- **WORK INSTRUCTIONS**
Give the data again exactly as written, skipping any pictures.

***

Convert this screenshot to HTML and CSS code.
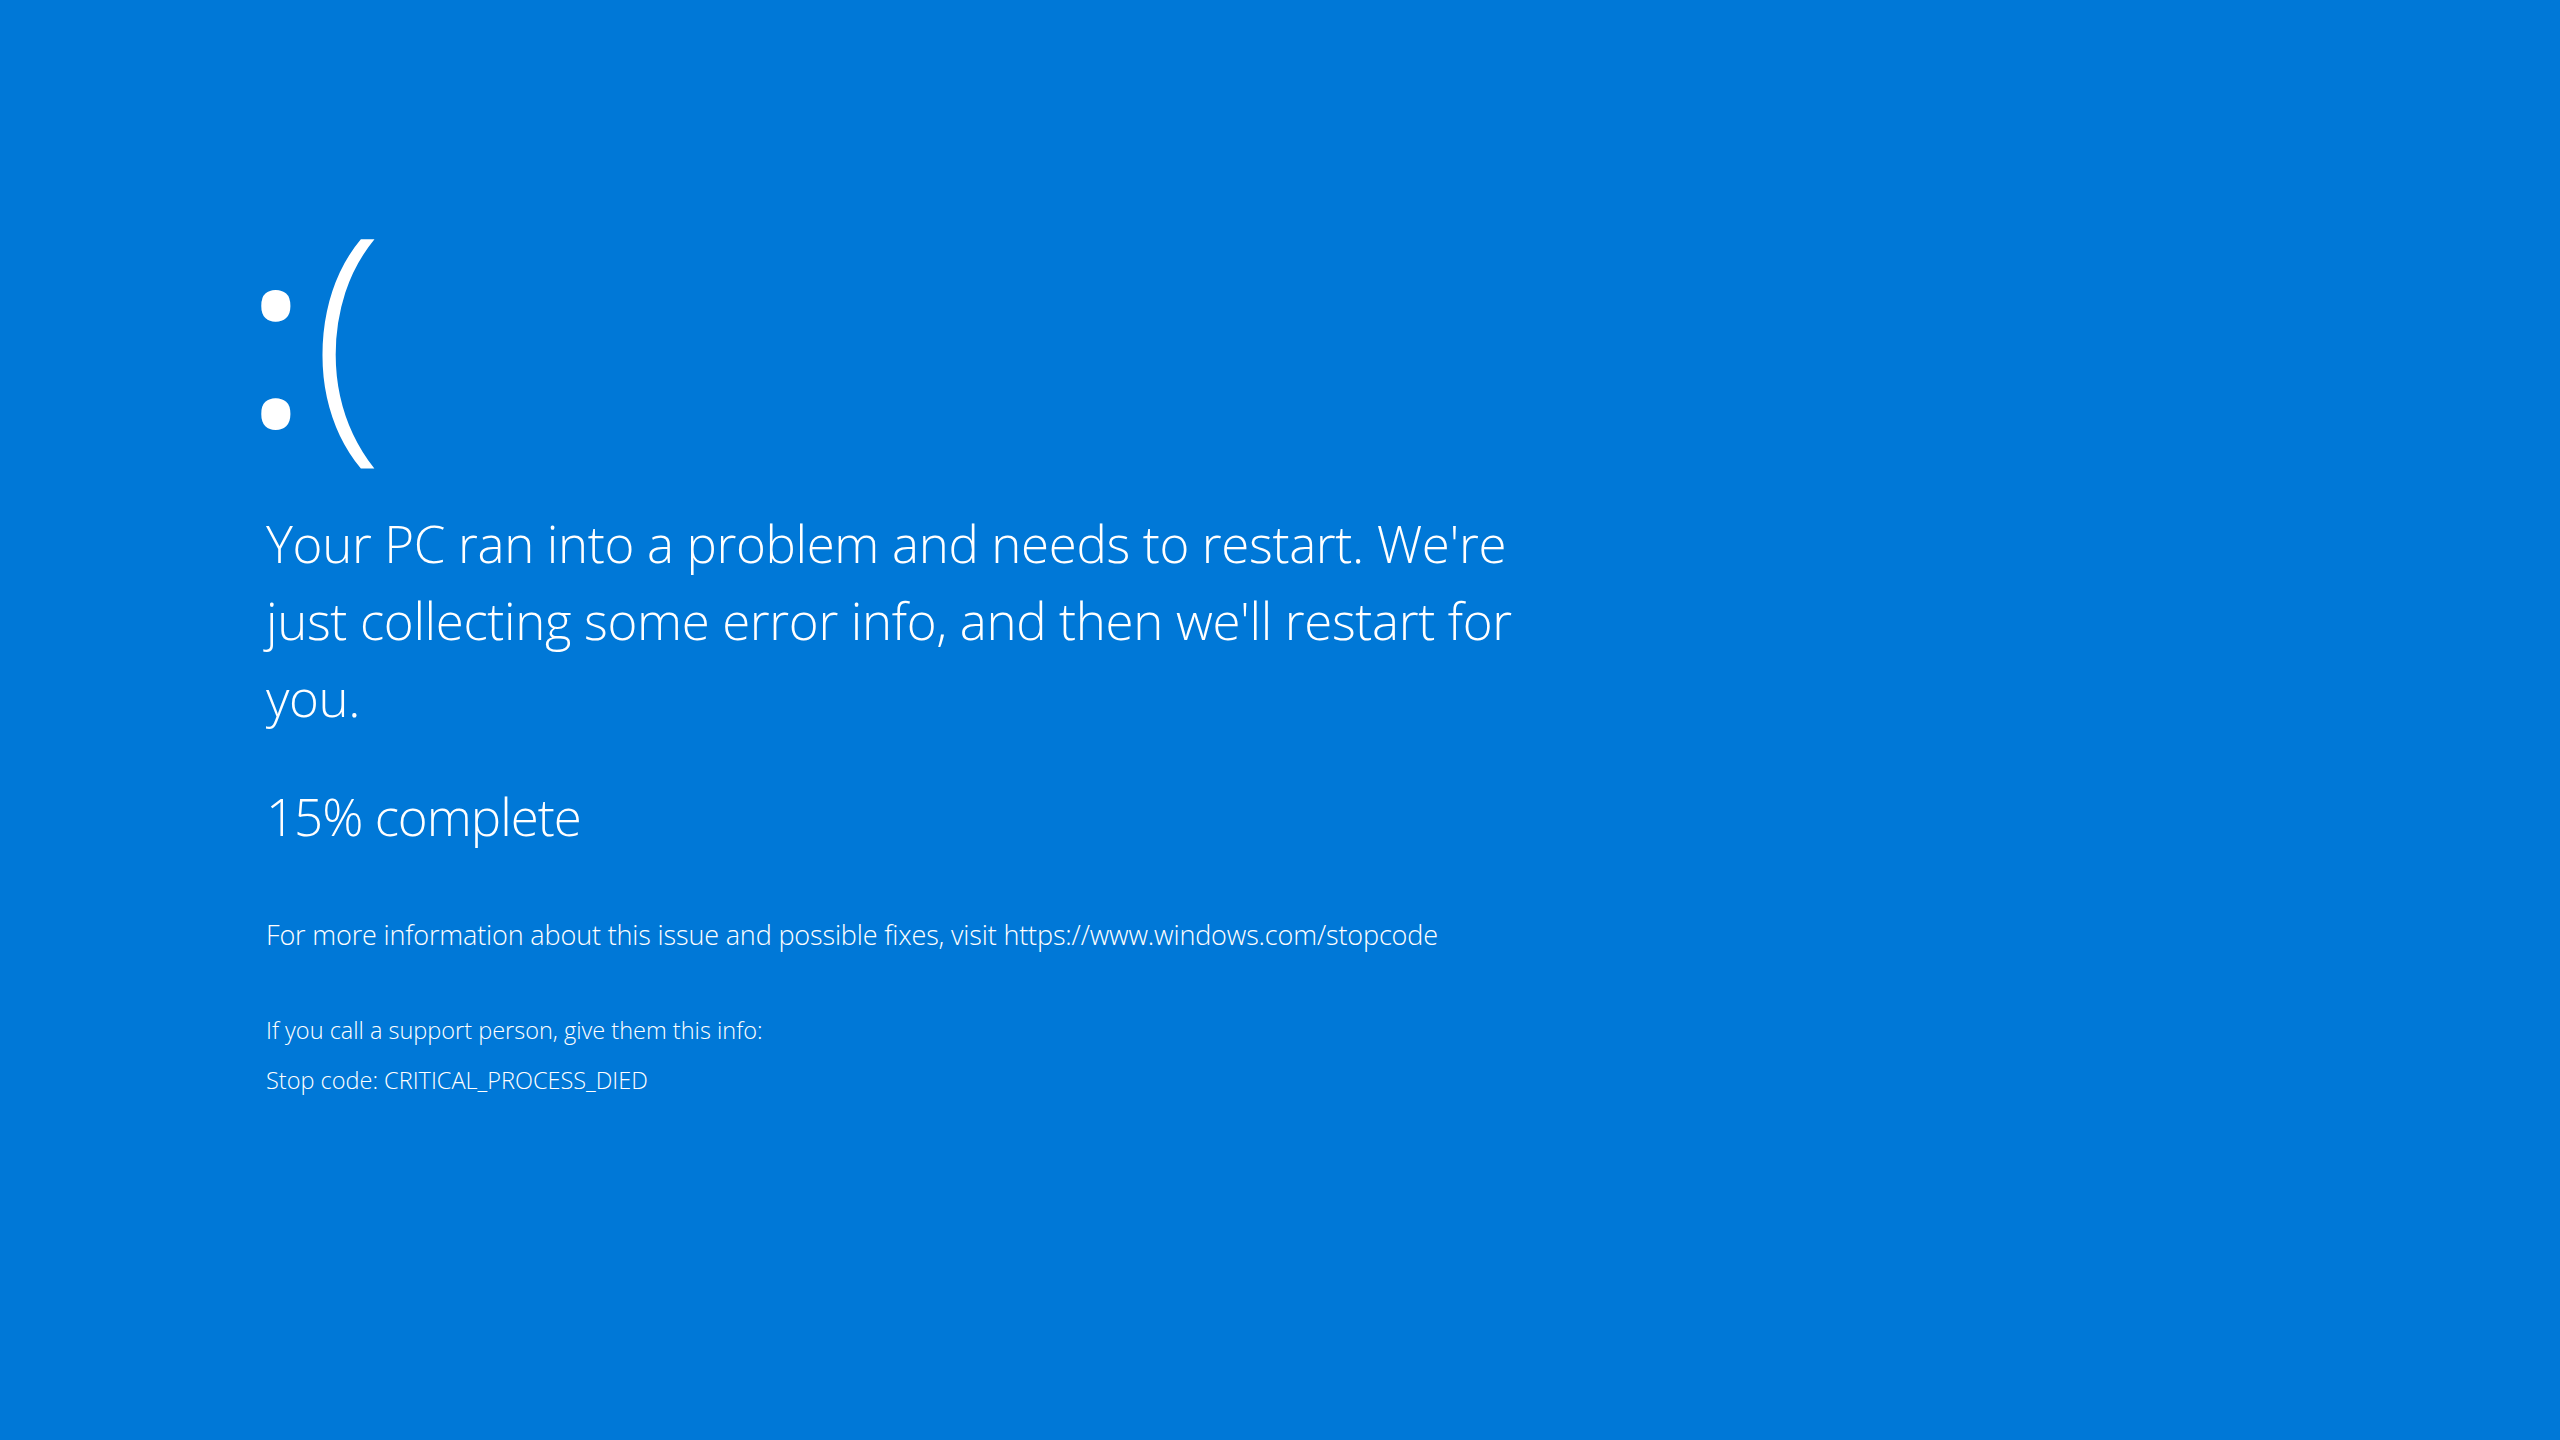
FILE: index.html
```html
<!DOCTYPE html>
<html lang="en">
<head>
<meta charset="utf-8">
<title>Your PC ran into a problem</title>
<link rel="stylesheet" href="styles.css">
</head>
<body>
<main class="screen">
  <div class="face"><span class="face-colon">:</span><span class="face-paren">(</span></div>
  <p class="message">Your PC ran into a problem and needs to restart. We're just collecting some error info, and then we'll restart for you.</p>
  <p class="progress">15% complete</p>
  <p class="info">For more information about this issue and possible fixes, visit https://www.windows.com/stopcode</p>
  <p class="support">If you call a support person, give them this info:</p>
  <p class="stopcode">Stop code: CRITICAL_PROCESS_DIED</p>
</main>
</body>
</html>
```
FILE: styles.css
```css
html, body {
  margin: 0;
  padding: 0;
  height: 100%;
}
body {
  background: #0078d7;
  color: #ffffff;
  font-family: "Open Sans", "Noto Sans", "Liberation Sans", sans-serif;
  font-weight: 300;
}
.screen {
  box-sizing: border-box;
  height: 100%;
  padding: 194px 0 0 266px;
  display: flex;
  flex-direction: column;
  align-items: flex-start;
}
.face {
  display: flex;
  align-items: flex-start;
  line-height: 1;
  height: 311px;
}
.face-colon {
  font-size: 250px;
  font-weight: 400;
  margin: 11px 0 0 -23px;
}
.face-paren {
  font-size: 263px;
  margin-left: 3px;
}
.message {
  margin: 0;
  max-width: 1290px;
  font-size: 51px;
  line-height: 77px;
  letter-spacing: -0.35px;
}
.progress {
  margin: 42px 0 0;
  font-size: 51px;
  line-height: 77px;
  letter-spacing: -1px;
}
.info {
  margin: 60px 0 0;
  font-size: 27px;
  line-height: 40px;
  letter-spacing: -0.15px;
}
.support {
  margin: 50px 0 0;
  font-size: 23.5px;
  line-height: 50px;
}
.stopcode {
  margin: 0;
  font-size: 23.5px;
  line-height: 50px;
}
```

***

- **FINAL RESULT**
Convert this screenshot to HTML and CSS code.
FILE: index.html
```html
<!DOCTYPE html>
<html lang="en">
<head>
<meta charset="utf-8">
<title>Your PC ran into a problem</title>
<link rel="stylesheet" href="styles.css">
</head>
<body>
<main class="screen">
  <div class="face"><span class="face-colon">:</span><span class="face-paren">(</span></div>
  <p class="message">Your PC ran into a problem and needs to restart. We're just collecting some error info, and then we'll restart for you.</p>
  <p class="progress">15% complete</p>
  <p class="info">For more information about this issue and possible fixes, visit https://www.windows.com/stopcode</p>
  <p class="support">If you call a support person, give them this info:</p>
  <p class="stopcode">Stop code: CRITICAL_PROCESS_DIED</p>
</main>
</body>
</html>
```
FILE: styles.css
```css
html, body {
  margin: 0;
  padding: 0;
  height: 100%;
}
body {
  background: #0078d7;
  color: #ffffff;
  font-family: "Open Sans", "Noto Sans", "Liberation Sans", sans-serif;
  font-weight: 300;
}
.screen {
  box-sizing: border-box;
  height: 100%;
  padding: 194px 0 0 266px;
  display: flex;
  flex-direction: column;
  align-items: flex-start;
}
.face {
  display: flex;
  align-items: flex-start;
  line-height: 1;
  height: 311px;
}
.face-colon {
  font-size: 250px;
  font-weight: 400;
  margin: 11px 0 0 -23px;
}
.face-paren {
  font-size: 263px;
  margin-left: 3px;
}
.message {
  margin: 0;
  max-width: 1290px;
  font-size: 51px;
  line-height: 77px;
  letter-spacing: -0.35px;
}
.progress {
  margin: 42px 0 0;
  font-size: 51px;
  line-height: 77px;
  letter-spacing: -1px;
}
.info {
  margin: 60px 0 0;
  font-size: 27px;
  line-height: 40px;
  letter-spacing: -0.15px;
}
.support {
  margin: 50px 0 0;
  font-size: 23.5px;
  line-height: 50px;
}
.stopcode {
  margin: 0;
  font-size: 23.5px;
  line-height: 50px;
}
```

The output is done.